Fruits: pod brown, 10-15 mm long, stalkless, 1-celled,
few-seeded, staying closed, covered with hooked bristles.
Varieties: var. glutinosa and var. lepidota, see below.
Disturbed and low ground, especially common along
streams, in all parts of MT. Also from B.C. to Ontario and
MN, s. to CA, AZ, AR, TX and n. Mexico.
Edible and Medicinal plant: see below.
(click on image for full size)
(click on images for full size)
The roots of wild licorice can be eaten, raw or cooked. They are long, sweet and fleshy, and when slow
roasted are said to taste like sweet potatoes. The were used for food by the Montana and Northwest Indians.
They can be used as a flavoring in other foods as well and can also be chewed raw as a masticatory, making
an excellent tooth cleaner and also very good for teething children. The root contains 6% glycyrrhizin,
a substance that is 50 times sweeter than sugar. The tender young shoots can be eaten raw in the spring,
and were used for food by the Cheyenne Indians.
Blackfoot Indians used wild licorice leaves to make poultices for earaches. All parts of the plant are
medicinal, but the roots are the most active part. Roots were used for toothache, fever and to strengthen
the voice for singing by the Keres and Bannock Indians. A tea of the root was used to speed the delivery
of the placenta after childbirth, it was also used to treat coughs, diarrhea, chest pains, fevers in children,
stomach aches etc. It was also used as a wash or poultice on swellings.The Pawnee Indians used a poultice
of steeped leaves applied to ears for earache. They also made a decoction of the root as a febrifuge for
children with fevers. The Lakota Indians used the roots and Canadian milk vetch roots used for spitting
of blood, and they chewed the roots as a remedy for the flu, and for toothache. The Cheyenne Indians used
an infusion of roots or leaves taken for diarrhea.
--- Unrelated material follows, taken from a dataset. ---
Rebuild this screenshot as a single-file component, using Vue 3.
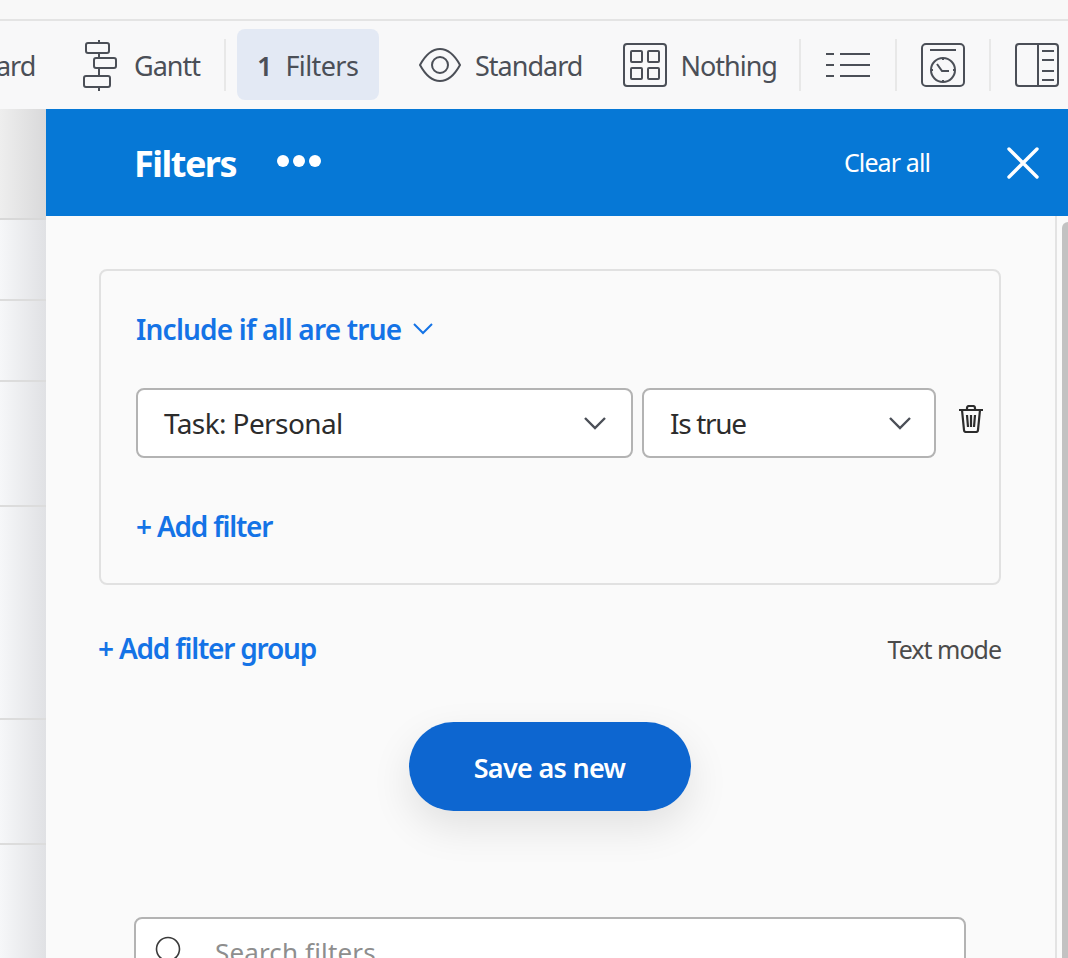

Clinically wild licorice is useful against gastric and duodenal ulcers, bronchial asthma and is an additive
in cough syrups. Wild licorice can increase blood pressure as well. Glycyrrhizin, the sweet tasting compound
is the acid ammonium salt of nitrogenous tri-basic acid, called glycyrrhizic acid. The potassium acid
salt of this acid is very sweet. The free acid, prepared from the lead salt, forms a brown, gelatinous
mass soluble in hot water and has a bittersweet taste and acid reaction. The root of wild licorice contains
up to 6% Glycyrrhizin. Licorice can induce a hypermineralocorticoid syndrome. Current literature usually
refers to the effects of sweets containing glycyrrhizin, but little is known about the consequences of
prolonged intake of "pure" licorice.
var. glutinosa (Nutt. ) Wats:
Plant with stalked glands throughout the flower clusters and often also on the leaf stalks and main stem. Only in s. and w. MT.
Plant with stalked glands only on the calyx. The most common in MT.